I think Denis Villeneuve's track record is enough reason to be hopeful about the upcoming movie.



_____________
 

Oyeve

Lifer
Oct 18, 1999
21,364
477
126
My god the dune movie was atrocious. And I am a huge fan of the books. Let Dune go. Its been done to death and does NOT need yet another remake.
 

clamum

Lifer
Feb 13, 2003
26,240
394
126
I know nothing of Dune and never read the books or watched the movies. I dunno why, maybe I'll get around to the book some day because I do enjoy sci-fi and love reading.

But I think Villeneuve did a good job with Arrival, I liked that movie, so I'm interested in this new movie. I suppose I should read the book(s) before watching the movie, at least I'd personally understand more if I did.
 

mikeymikec

Lifer
May 19, 2011
15,298
5,438
136
I know nothing of Dune and never read the books or watched the movies. I dunno why, maybe I'll get around to the book some day because I do enjoy sci-fi and love reading.
The books (Dune, Dune Messiah, Children of Dune, often sold as a trilogy) are excellent sci-fi IMO, they're frequently at the top of 'must read sci-fi books' lists.

For me, it's a toss-up between the Dune trilogy and the two Hyperion books by Dan Simmons for the best sci-fi I've ever read. I wouldn't regard myself as very well-read but I've gone out of my way to try and read decent sci-fi.
 

Rifter

Lifer
Oct 9, 1999
11,522
750
126
Im a huge dune fan, loved the books, loved the 1984 movie, loved the video game. the miniseries had horrid acting but if you could get over that, and the low budged sets(reminded me of ST TOS, which while TOS wasnt bad for its time its certainly bad when thats the level of quality you have 40 years later.) it wasnt so bad.

As far as anew movie goes i dont have hope of it being epic or anything, ive seen BR2049..... it may turn out alright and ill watch it for sure.
 

zinfamous

No Lifer
Jul 12, 2006
107,739
23,801
146
I never watched the Dune film or really know anything about the books.
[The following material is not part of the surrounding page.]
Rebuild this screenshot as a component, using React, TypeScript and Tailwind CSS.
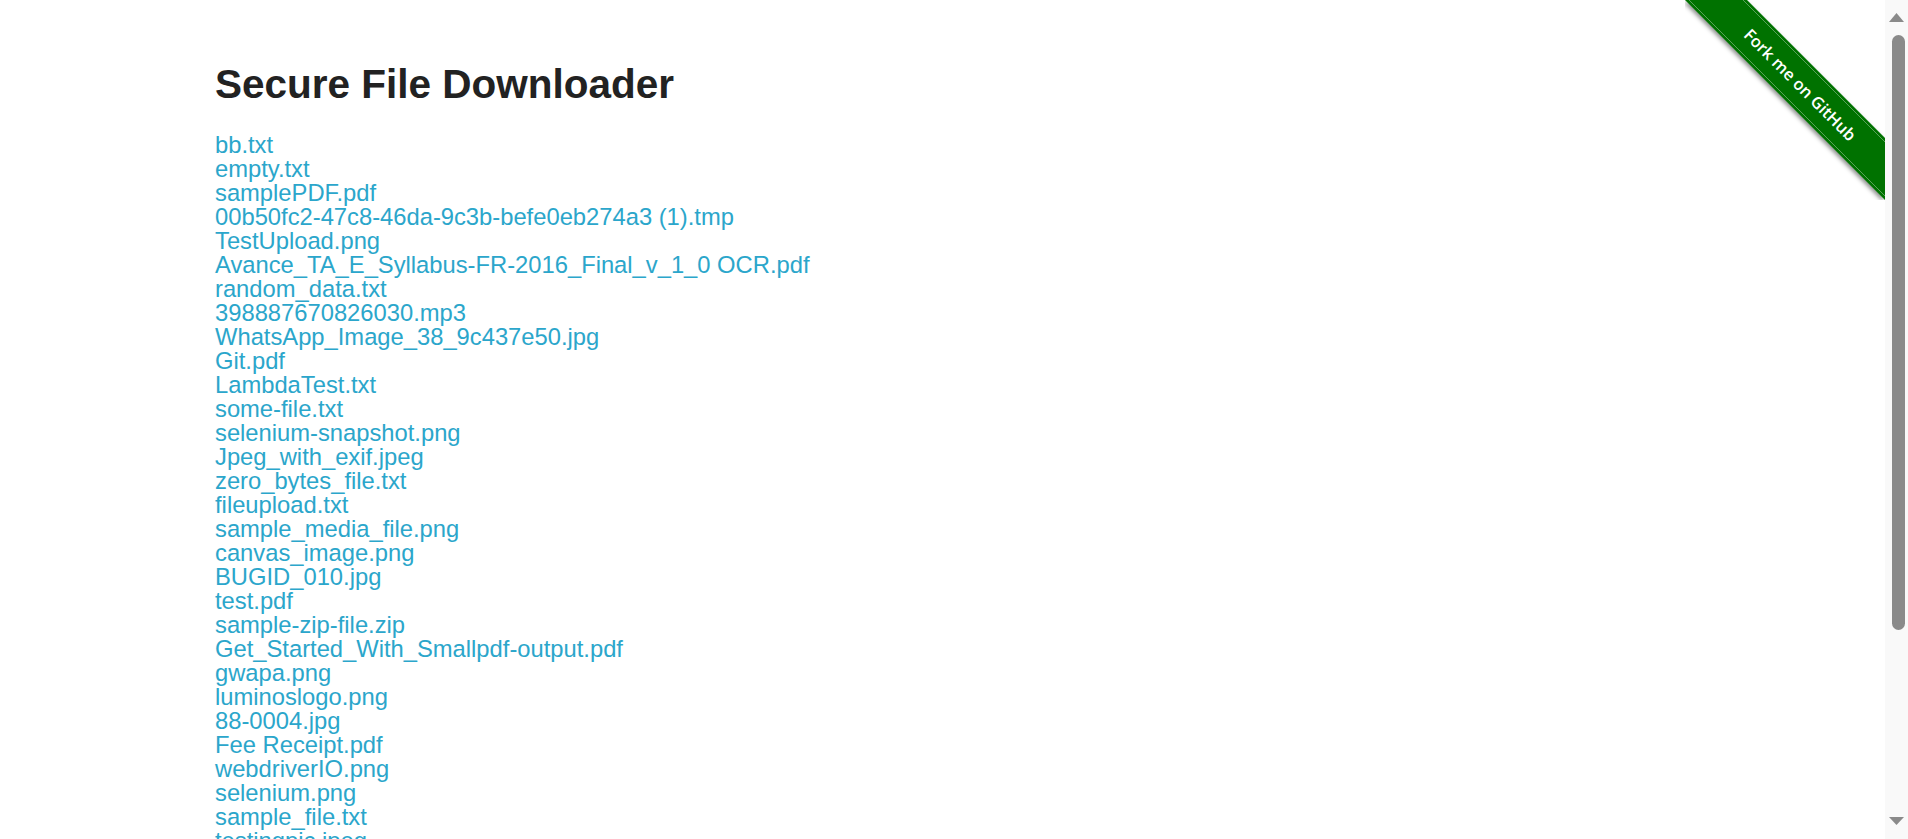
import React from 'react';

const files: string[] = [
  'bb.txt',
  'empty.txt',
  'samplePDF.pdf',
  '00b50fc2-47c8-46da-9c3b-befe0eb274a3 (1).tmp',
  'TestUpload.png',
  'Avance_TA_E_Syllabus-FR-2016_Final_v_1_0 OCR.pdf',
  'random_data.txt',
  '398887670826030.mp3',
  'WhatsApp_Image_38_9c437e50.jpg',
  'Git.pdf',
  'LambdaTest.txt',
  'some-file.txt',
  'selenium-snapshot.png',
  'Jpeg_with_exif.jpeg',
  'zero_bytes_file.txt',
  'fileupload.txt',
  'sample_media_file.png',
  'canvas_image.png',
  'BUGID_010.jpg',
  'test.pdf',
  'sample-zip-file.zip',
  'Get_Started_With_Smallpdf-output.pdf',
  'gwapa.png',
  'luminoslogo.png',
  '88-0004.jpg',
  'Fee Receipt.pdf',
  'webdriverIO.png',
  'selenium.png',
  'sample_file.txt',
  'testingpic.jpeg',
];

// "Fork me on GitHub" corner ribbon
function Ribbon(): React.ReactElement {
  return (
    <a href="#" className="absolute top-0 right-0 block w-[200px] h-[200px] overflow-hidden">
      <svg width="200" height="200" viewBox="0 0 200 200">
        <defs>
          <filter id="rb-shadow" x="-20%" y="-20%" width="140%" height="140%">
            <feDropShadow dx="-1.5" dy="2" stdDeviation="2" floodColor="#000" floodOpacity="0.45" />
          </filter>
        </defs>
        <polygon points="0,0 62,0 200,138 200,200" fill="#007200" filter="url(#rb-shadow)" />
        <line x1="4" y1="0" x2="200" y2="196" stroke="#ffffff" strokeOpacity="0.35" strokeWidth="1" />
        <line x1="58" y1="0" x2="200" y2="142" stroke="#ffffff" strokeOpacity="0.35" strokeWidth="1" />
        <text
          x="115.5"
          y="84.5"
          transform="rotate(45 115.5 84.5)"
          textAnchor="middle"
          dominantBaseline="central"
          fill="#ffffff"
          fontFamily="'Open Sans', 'DejaVu Sans', sans-serif"
          fontWeight="600"
          fontSize="16.5"
        >
          Fork me on GitHub
        </text>
      </svg>
    </a>
  );
}

function Scrollbar(): React.ReactElement {
  return (
    <div className="w-[23px] h-full bg-[#f9f9f9] flex flex-col items-center pt-[13px] pb-[14px] shrink-0">
      <svg width="15" height="9" viewBox="0 0 15 9">
        <polygon points="7.5,0 15,9 0,9" fill="#8a8a8a" />
      </svg>
      <div className="mt-[13px] w-[13px] h-[595px] rounded-full bg-[#8a8a8a] ml-[3px]" />
      <div className="flex-1" />
      <svg width="15" height="8" viewBox="0 0 15 8">
        <polygon points="0,0 15,0 7.5,8" fill="#8a8a8a" />
      </svg>
    </div>
  );
}

export default function App(): React.ReactElement {
  return (
    <div className="flex w-full h-screen overflow-hidden bg-white font-['Liberation_Sans',Arial,sans-serif]">
      <main className="relative flex-1 h-full overflow-hidden">
        <div className="pl-[215px] pt-[60px]">
          <h3 className="text-[40.5px] leading-[48px] font-bold text-[#222222] mb-[25px]">
            Secure File Downloader
          </h3>
          <div className="flex flex-col items-start">
            {files.map((f) => (
              <a key={f} href="#" className="text-[23.75px] leading-[24px] text-[#2ba6cb] whitespace-nowrap">
                {f}
              </a>
            ))}
          </div>
        </div>
        <Ribbon />
      </main>
      <Scrollbar />
    </div>
  );
}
In passing, I'm sorta familiar with the production of the film being a misguided attempt to force David Lynch into not making a real David Lynch film and, instead, making a saccharine and beat-driven Hollywood flick to capitalize on the sci-fi/fantasy revolution of that time.

Somewhere in between, I'm guessing things fell apart and audiences were strongly divided. I think that if Lynch were allowed to make a Lynch film, it would have been great, but likely wouldn't have been Dune...whatever Dune is. Either way, just another one of those experiments of putting a brilliant young auteur at the helm of a major production that pretty much flopped. The good thing is that Lynch went on his way making many, many more brilliant films with nary a studio exec getting in his way.

I keep telling myself that I should watch it, but every time I tell myself this I realize that I don't have any weed on hand. :(
 

RPD

Diamond Member
Jul 22, 2009
4,438
148
106
I've read the first 6 books in the series, after finishing the first 3, I went out and bought the DVD for the movie because I wanted to re-watch it again. I'm a sucker for it and like it.

But the big point everything is missing is the 1984 film has Patrick Stewart with a mullet.
 

BudAshes

Lifer
Jul 20, 2003
13,448
2,475
136
121
The original movie is bad, but I don't like David Lynch. The sci fi channel movies are even worse though.

I grew up on Herbert's books and love all of them. Man was an all-time genius writer. If they can do a Peter Jackson's LOTR type movie I'm all for it but it's a really hard series to turn into a movie due to the high concept/cerebral nature of the story. It would be far harder to do than LOTR. I'd say there is like a .1% chance someone can pull it off.